Considering all the artistic influences Picasso encountered in Paris–ranging from Symbolist paintings to West African masks–I’d be more surprised if his drawing style did not change over these years.

Thank you, Skopo. Picasso himself readily stated that while his technical skills at that early age were on a par with the old masters it took him many more years to learn how to “draw like a child.” This information is very much in keeping with what I’ve always heard.

I remember that quote, too–something like “When I was a child, I could draw like Raphael; it wasn’t until I was an adult that I learned how to draw like a child.”

I think Picasso was overstating his early talents a bit there–though his early work is very skilled, it’s not quite on part with Raphael. But it does compare pretty will with the best academic painters of the day, and when you consider that those academic artists generally held up Raphael as the standard for painting, maybe Picasso had a point. It would have been too clumsy to say “When I was a child, I could draw just as well as those academic artists who wanted to paint as well as Raphael.”

I like to use his quote whenever people tell me that their kids can paint just as well as Picasso/Matisse/[insert modern artist]–Picasso would have taken their intended slur as a compliment!

That should read as “on par with Raphael.”

And “compares pretty well.”

From what little I know of Picasso the man, he didn’t seem to be one given to boasting of his abilities and/or giving explaining his art. (Of course, there were always plenty of others willing to do that for him.) Perhaps this remark was intended to identify the style of drawing he was capable of at that age to someone who was already familiar with Raphael, or it might have been something of an exaggeration to prove a point.

It’s amusing how many people feel like the adults you mention who say their children could paint like Picasso, given that Picasso himself often struggled mightily with his paintings as he was creating them. If you haven’t seen the book “Picasso Paints a Portrait,” you might be amused to see this struggle in action. In it, he spends two days (with an old friend who was a photographer for Life Magazine profusely documenting it) painting a picture of his girlfriend at the time, and future wife, Jacquelyn. It looks like one of those paintings someone would think their child could paint, yet he struggled with it a great deal. He would try one thing, then another. Then step back, look at it, and try something else. Then he would sketch it out on paper and experiement with it that way. Then at the end, he remarked to the photographer that sometimes it was more difficult to stop a painting than it was to begin it. Clearly, he was seeing things in the art he was creating, and employing standards to bring it about, that were and are lost on most of the people who see it. (Myself included, as I can appreciate Picasso’s talent but don’t have a clue as to what standards he employed in creating his art, nor what he intended to convey with it.) :slight_smile:

Not a problem at all.

There must be something in the air! I meant to say, “and/or explaining his art.” My apologies. :slight_smile:

I don’t recall if I’ve seen that, but I noticed the same thing about his working method on Guernica when I was in Madrid (this was on the same Spain trip when I went to Barcelona). You can see the progress of his vision in his numerous sketches, and in the photographs that Dora Maar took as he was painting the huge canvas–he’d change his mind constantly, switching the direction of several of the figures over the course of the painting.

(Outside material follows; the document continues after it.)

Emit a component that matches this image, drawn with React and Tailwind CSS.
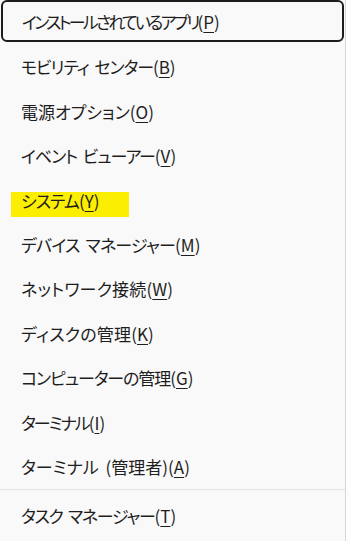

This site gives a pretty good introduction to Picasso’s working method with Guernica: http://www.pbs.org/treasuresoftheworld/guernica/glevel_1/2_process.html

A lot of Picasso’s late work (post-1940s) seems a bit repetitive and self-indulgent, and as a person, Picasso was admittedly a misogynistic jerk… but I defy anyone to look at Guernica and tell me that Picasso was not a great artist. I’d seen this painting so many times in reproduction, but standing in front of the actual canvas, it brought tears to my eyes.

Thank you for the link and the insight into the painting of Guernica. I’m glad to discover this site. I can only try to imagine your thoughts upon seeing Guernica itself. I’ve never seen any of my favorite paintings in person, but I’m sure the experience of seeing a “Guernica,” “Girl With a Pearl Earring,” “Still-Life, Fast Moving,” etc. would be overwhelming.

I agree that Picasso could be a miserable human being, and he could certainly be cruel at times. But who knows what thoughts were in his mind at the time. I can’t imagine the pressures, concerns and thought processes someone like Picasso goes through. I imagine in his mind his behavior was logical and justified. I know he worried a lot about Dora Maar and paid for psychiatrists and various treatments to try to help her, and that he pretty much supported her for the rest of her life, thanks to a house he gave her as well as a huge store of his paintings that she was able to sell off whenever she needed more money. And he was abominable to his children, particularly the “illegitimate” ones, but who knows his reasons. He wasn’t always that way with them. I suspect he questioned their motives. As I understand from reading his highly regarded biographer John Richardson, Picasso was “much more sinned against than sinning.” I felt much the same way about Frank Sinatra. He could certainly be arrogant and a jerk, but who knows what pressures, conflicts, and manipulations caused him to be that way.

I hope I’m not going too far astray from the original OP. It’s fun to discuss these things with someone who is so knowledgeable. :slight_smile:

I agree with Skopo’s assessment. He was certainly very competent in his youthful work. In fact, I have an excellent book of his early work "Picasso - Birth of a Genius - Pub Paul Elek ltd -) " and the drawings particularly (up to the year 1900) are rarely seen but do have a fine quality to them with a very lucid facility but it also has to be said that there were many competent artists around at the time and it wasnt till later that he began to really distinguish himself. There was among these early works, a strong Symbolist influence which carries into his blue period.